We checked out the show during a sparsely populated media preview, so we really can’t speak to crowd levels and congestion once it’s open to the public. But the central part of “Beyond Van Gogh” should be the same regardless: Across a roughly half-hour loop set to a swelling classical score, you’ll watch about 300 paintings projected onto the floor, walls and a trio of portrait-shaped columns (the convention center ceiling is still visible but not too obtrusive).
Some paintings appear as part of a mostly static medley, while others blanket the space with light animated touches: portraits blink, flower petals flutter, and, in Starry Night Over the Rhône, the night sky twinkles and the water shimmers. In terms of attention-grabbing spectacle, the visuals are the most interesting when they take the most artistic liberties, like a kaleidoscopic assembly of floral still lifes or a swirling build-up to The Starry Night.

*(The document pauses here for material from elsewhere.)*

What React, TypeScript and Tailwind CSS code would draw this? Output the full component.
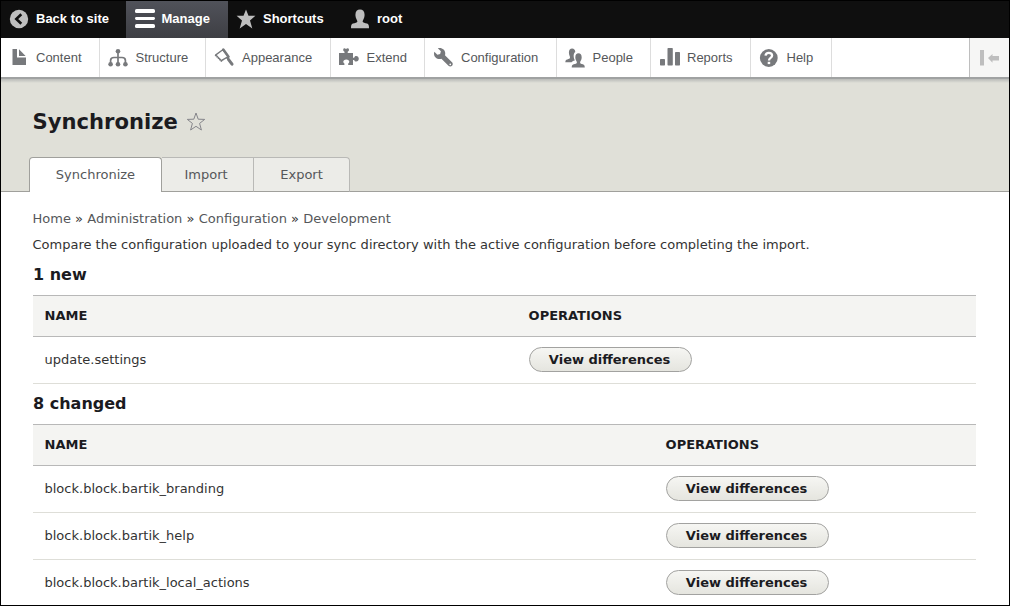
import type { ReactNode } from "react";

const glyph = "block h-5 w-5 shrink-0";

function BackIcon() {
  return (
    <svg className={glyph} viewBox="0 0 20 20">
      <circle cx="10" cy="10" r="9.200" fill="#bebebe" />
      <path d="M12.300 5.200 7.300 10l5 4.800" fill="none" stroke="#0f0f0f" strokeWidth="2.600" />
    </svg>
  );
}

function MenuIcon() {
  return (
    <svg className={glyph} viewBox="0 0 20 20" fill="#fff">
      <rect x="0" y="0" width="20" height="4" rx="1.600" />
      <rect x="0" y="8" width="20" height="3" rx="1.400" />
      <rect x="0" y="15" width="20" height="4" rx="1.600" />
    </svg>
  );
}

function StarIcon() {
  return (
    <svg className={glyph} viewBox="0 0 20 20" fill="#bebebe">
      <path d="M10 .4 12.500 6.800h6.900l-5.400 4.600 2.300 8-6.300-4.500-6.300 4.500 2.300-8L.6 6.800h6.900z" />
    </svg>
  );
}

function UserIcon() {
  return (
    <svg className={glyph} viewBox="0 0 20 20" fill="#bebebe">
      <path d="M1 19.200c0-2.600.4-4 2-4.600 1.800-.7 4.400-.8 4.400-2.200 0-1.200-2-2.800-2-6.400C5.400 2.400 7.200.6 10 .6s4.600 1.800 4.600 5.400c0 3.600-2 5.200-2 6.400 0 1.400 2.600 1.500 4.400 2.200 1.600.6 2 2 2 4.600z" />
    </svg>
  );
}

function FileIcon() {
  return (
    <svg className={glyph} viewBox="0 0 20 20" fill="#77797c">
      <path d="M3.500 1H8v8.500h9V17H3.500z" />
      <path d="M10 1.200 16.600 8H10z" />
    </svg>
  );
}

function StructureIcon() {
  return (
    <svg className={glyph} viewBox="0 0 20 20" fill="#77797c">
      <circle cx="10" cy="3.300" r="2.300" />
      <circle cx="2.600" cy="16.200" r="2.300" />
      <circle cx="10" cy="16.200" r="2.300" />
      <circle cx="17.400" cy="16.200" r="2.300" />
      <path d="M10 3v13M2.600 16v-3.600C2.600 10 4 9.500 6 9.500h8c2 0 3.400.5 3.400 2.900V16" fill="none" stroke="#77797c" strokeWidth="1.700" />
    </svg>
  );
}

function BrushIcon() {
  return (
    <svg className={glyph} viewBox="0 0 20 20">
      <path d="M8.800 1.800 1.800 6.900 7.300 12.600l7-4z" fill="#fff" stroke="#77797c" strokeWidth="1.300" strokeLinejoin="round" />
      <path d="M1.200 6.900 7.300 13l1.700-1" fill="none" stroke="#77797c" strokeWidth="1.600" strokeDasharray="1.400 .6" />
      <path d="M9.300 1.500 14.500 8.700" fill="none" stroke="#77797c" strokeWidth="2.500" strokeLinecap="round" />
      <path d="M12.800 9.300 15 11.800" stroke="#77797c" strokeWidth="2" />
      <path d="m14.600 11.600 3.400 4.600" stroke="#77797c" strokeWidth="3" strokeLinecap="round" />
    </svg>
  );
}

function PuzzleIcon() {
  return (
    <svg className={glyph} viewBox="0 0 20 20" fill="#77797c">
      <path d="M0 5h5.500V3.800C4.600 3.300 4.200 2.700 4.200 1.800 4.200.6 5.100 0 5.900.4c.7.300 1.400.3 2.200 0 .9-.4 1.900.2 1.900 1.400 0 .9-.4 1.500-1.300 2V5H14v4.700h1.200c.2-1 .9-1.700 2-1.700 1.500 0 2.600 1.200 2.600 2.800s-1.100 2.800-2.600 2.800c-1.100 0-1.800-.7-2-1.700H14V17H9.200v-1.500c.7-.5 1.100-1 1.100-1.800 0-1.300-1.100-2.300-3-2.300s-3 1-3 2.300c0 .8.400 1.300 1.100 1.800V17H0z" />
    </svg>
  );
}

function WrenchIcon() {
  return (
    <svg className={glyph} viewBox="0 0 16 16" fill="#77797c">
      <path d="M14.416 11.386l-.01-.009-5.656-5.656c.15-.449.252-.921.252-1.421 0-2.485-2.016-4.300-4.502-4.300-.505 0-.981.102-1.434.255l2.431 2.431-.588 2.196-2.196.588-2.445-2.445c-.162.464-.268.956-.268 1.475 0 2.486 2.014 4.300 4.500 4.300.5 0 .972-.102 1.421-.251l5.667 5.665c.781.781 2.047.781 2.828 0s.781-2.047 0-2.828zm-1.414 2.414c-.453 0-.7-.347-.7-.7s.247-.7.7-.7.7.347.7.700-.247.700-.7.700z" />
    </svg>
  );
}

function PeopleIcon() {
  return (
    <svg className={glyph} viewBox="0 0 20 20" fill="#77797c">
      <path d="M.3 14.300c.1-1.800.6-2.400 2-2.800 1.600-.4 2.700-.8 2.700-1.900 0-1.400-1.100-2.300-1.100-5C3.900 1.900 5.200.5 7.100.5s3.100 1.200 3.200 3.500C8.900 5 8.500 6.600 8.700 8.600c.1 1.700.7 3 1.100 3.800-1.700.5-2.800.9-3.200 1.900z" />
      <path d="M6.700 19.600c.1-2.200.5-2.900 2-3.300 1.600-.4 3.200-.7 3.200-1.900s-1.600-2-1.600-4.900c0-3.100 1.300-4.300 3.200-4.300s3.200 1.200 3.200 4.300c0 2.900-1.600 3.700-1.600 4.900s1.300 1.500 2.800 1.900c1.300.4 1.800 1.100 1.900 3.300z" />
    </svg>
  );
}

function ChartIcon() {
  return (
    <svg className={glyph} viewBox="0 0 20 20" fill="#77797c">
      <rect x="0" y="11" width="5" height="6.500" rx=".7" />
      <rect x="7.500" y="0" width="5.300" height="17.500" rx=".7" />
      <rect x="15" y="4" width="5" height="13.500" rx=".7" />
    </svg>
  );
}

function HelpIcon() {
  return (
    <svg className={glyph} viewBox="0 0 20 20">
      <circle cx="9.800" cy="10" r="8.900" fill="#77797c" />
      <path d="M6.500 7.600C6.700 5.700 7.900 4.800 9.800 4.800c2 0 3.300 1.100 3.300 2.700 0 2.500-3.100 2.300-3.100 4.900" fill="none" stroke="#fff" strokeWidth="2.300" />
      <rect x="8.700" y="13.800" width="2.500" height="2.300" fill="#fff" />
    </svg>
  );
}

function CollapseIcon() {
  return (
    <svg className="block h-4 w-5" viewBox="0 0 20 16" fill="#bebebe">
      <rect x="0" y="0" width="4" height="15.500" />
      <path d="M8 8 12.500 4V6H19v4.500h-6.500v2.200z" />
    </svg>
  );
}

function BarItem({ icon, label, className }: { icon: ReactNode; label: string; className: string }) {
  return (
    <a className={`flex h-full items-center pb-[2px] text-[13px] font-bold text-white ${className}`}>
      {icon}
      <span className="whitespace-nowrap">{label}</span>
    </a>
  );
}

const trayItems = [
  { label: "Content", icon: <FileIcon />, className: "w-[99px] pl-[8px] gap-[7px]" },
  { label: "Structure", icon: <StructureIcon />, className: "w-[106px] pl-[8px] gap-[7.500px]" },
  { label: "Appearance", icon: <BrushIcon />, className: "w-[125px] pl-[8px] gap-[8px]" },
  { label: "Extend", icon: <PuzzleIcon />, className: "w-[94px] pl-[8px] gap-[7.500px]" },
  { label: "Configuration", icon: <WrenchIcon />, className: "w-[132px] pl-[9px] gap-[7px]" },
  { label: "People", icon: <PeopleIcon />, className: "w-[94px] pl-[8px] gap-[7.500px]" },
  { label: "Reports", icon: <ChartIcon />, className: "w-[100px] pl-[9px] gap-[7px]" },
  { label: "Help", icon: <HelpIcon />, className: "w-[81px] pl-[8px] gap-[7.500px]" },
];

function ConfigTable({ rows, columns }: { rows: string[]; columns: string }) {
  return (
    <div>
      <div className={`grid h-[42px] items-center border-y border-[#b8b8b8] bg-[#f4f4f2] font-bold text-[#1b1b1f] ${columns}`}>
        <span className="pl-[11.500px]">NAME</span>
        <span>OPERATIONS</span>
      </div>
      {rows.map((name) => (
        <div key={name} className={`grid h-[47px] items-center border-b border-[#deded8] text-[#333] ${columns}`}>
          <span className="pl-[11.500px]">{name}</span>
          <button className="mb-[2px] h-[25px] w-[163px] rounded-full border border-[#a2a2a0] bg-linear-to-b from-[#f6f6f3] to-[#e5e5df] pr-px font-bold leading-[23px] text-[#1b1b1f]">
            View differences
          </button>
        </div>
      ))}
    </div>
  );
}

export default function App() {
  return (
    <div className="flex h-[606px] w-[1010px] flex-col overflow-hidden border border-black bg-white font-['DejaVu_Sans',sans-serif] text-[13px]">
      <nav className="flex h-[37px] shrink-0 bg-[#0f0f0f] font-['Liberation_Sans',sans-serif]">
        <BarItem icon={<BackIcon />} label="Back to site" className="w-[125px] gap-[7px] pl-[8px]" />
        <BarItem icon={<MenuIcon />} label="Manage" className="w-[102px] gap-[6.500px] bg-linear-to-b from-[#50525a] to-[#3e3f44] pl-[9px]" />
        <BarItem icon={<StarIcon />} label="Shortcuts" className="w-[114px] gap-[7px] pl-[8px]" />
        <BarItem icon={<UserIcon />} label="root" className="w-[80px] gap-[7px] pl-[8px]" />
      </nav>

      <nav className="flex h-[39px] shrink-0 justify-between bg-white font-['Liberation_Sans',sans-serif] text-[#55575a]">
        <div className="flex">
          {trayItems.map((item) => (
            <a key={item.label} className={`flex h-full items-center border-r border-[#dddddd] ${item.className}`}>
              {item.icon}
              <span className="whitespace-nowrap">{item.label}</span>
            </a>
          ))}
        </div>
        <div className="flex w-[40px] items-center border-l border-[#bebebe] bg-[#f6f6f5] pl-[10px]">
          <CollapseIcon />
        </div>
      </nav>

      <header className="flex h-[115px] shrink-0 flex-col justify-between border-b border-[#a0a09c] bg-[#e0e0d8]">
        <div>
          <div className="h-[2px] bg-[#a0a2a2]" />
          <div className="h-[4px] bg-linear-to-b from-[#b9bbb8] to-[#e0e0d8]" />
          <div className="flex items-center gap-[8px] pl-[31.500px] pt-[26px]">
            <h1 className="text-[21.125px] font-bold leading-[26px] text-[#1b1b1f]">Synchronize</h1>
            <svg className="block h-5 w-5" viewBox="0 0 20 20" fill="none" stroke="#85858a">
              <path d="M10 1 12.200 7.200l6.500.2-5.100 4 1.800 6.600-5.400-3.700L4.600 18l1.800-6.600-5.100-4 6.500-.2z" />
            </svg>
          </div>
        </div>
        <div className="-mb-px flex h-[35px] items-end pl-[28px] text-[#55575a]">
          <a className="flex h-[35px] w-[133px] items-center justify-center rounded-t-[4px] border border-b-0 border-[#a0a09c] bg-white">Synchronize</a>
          <a className="flex h-[35px] w-[92px] items-center justify-center border-y border-r border-t-[#b9b9b6] border-r-[#b9b9b6] border-b-[#a0a09c] bg-[#ecece8] pr-[3px]">Import</a>
          <a className="flex h-[35px] w-[96px] items-center justify-center rounded-tr-[4px] border-y border-r border-t-[#b9b9b6] border-r-[#b9b9b6] border-b-[#a0a09c] bg-[#ecece8]">Export</a>
        </div>
      </header>

      <main className="flex flex-col pl-[32px] pr-[33px] pt-[17px] text-[#333]">
        <nav className="-ml-[0.500px] flex gap-[4.200px] leading-[20px] text-[#55575a]">
          <a>Home</a><span className="text-[#333]">»</span>
          <a>Administration</a><span className="text-[#333]">»</span>
          <a>Configuration</a><span className="text-[#333]">»</span>
          <a>Development</a>
        </nav>
        <p className="-ml-[0.500px] mt-[6px] leading-[20px]">
          Compare the configuration uploaded to your sync directory with the active configuration before completing the import.
        </p>
        <h3 className="mb-[8px] mt-[8px] text-[16px] font-bold leading-[24px] text-[#1b1b1f]">1 new</h3>
        <ConfigTable rows={["update.settings"]} columns="grid-cols-[495.600px_1fr]" />
        <h3 className="mb-[8px] mt-[8px] text-[16px] font-bold leading-[24px] text-[#1b1b1f]">8 changed</h3>
        <ConfigTable
          rows={["block.block.bartik_branding", "block.block.bartik_help", "block.block.bartik_local_actions"]}
          columns="grid-cols-[632.600px_1fr]"
        />
      </main>
    </div>
  );
}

“There’s a fine line of what to animate, what to keep as is, what artwork to choose,” says Fanny Curtat, the art historian consultant on the show. For example, you don’t want to incur motion sickness from too much simulated movement, so the animations are mostly subtle with brief bursts of activity, and the floor largely remains stable.
The show is broken up both chronologically and thematically, with quotes from the prolific letter writer that bookend each section. But most of the biographical heavy lifting is limited to a sprawling display outside the entrance that lays out the themes that run through the post-impressionist’s paintings. Blow past those wall texts and you’re likely to just walk away with a hunch that Van Gogh must’ve really, really liked nature.
If you’re wondering how all of those Van Gogh shows can coexist, allow us to veer very briefly into copyright laws. Though the rules vary by country, an artist’s works typically enter into the public domain 70 years after their death. At that point, anybody can decide to use reproductions of those works however they please. Since Van Gogh died so young (in 1890 at the age of 37), his paintings have been in the public domain for decades at this point, and high-resolution images of his most famous ones are easy to track down.
So why the explosion in these sorts of shows now? The easy answer is Emily in Paris: The Netflix series prominently featured a similar French exhibition in one of its episodes, and the parade of social distancing-friendly, easy-to-tour emulators soon followed last fall. But the momentum behind room-filling photogenic projection shows has been building for a few years now (see: the many knockoffs of Tokyo’s TeamLab that’ve popped up around L.A.)
Though digital projection technology continues to push forward, it’s far from perfect: “Beyond Van Gogh” asks you to admire Van Gogh’s brushstrokes, so long as you can ignore the screen-door effect as you come real close to those pixels. Now here’s where we’ll smugly point out that an actual Van Gogh painting hanging in a museum has none of those technological drawbacks. But Curtat hopes that maybe this exhibition will inspire visitors to seek those out, as “there’s nothing like the aura of his paintings.” (We’re particularly lucky in L.A. to have a few Van Gogh paintings on display in museums.)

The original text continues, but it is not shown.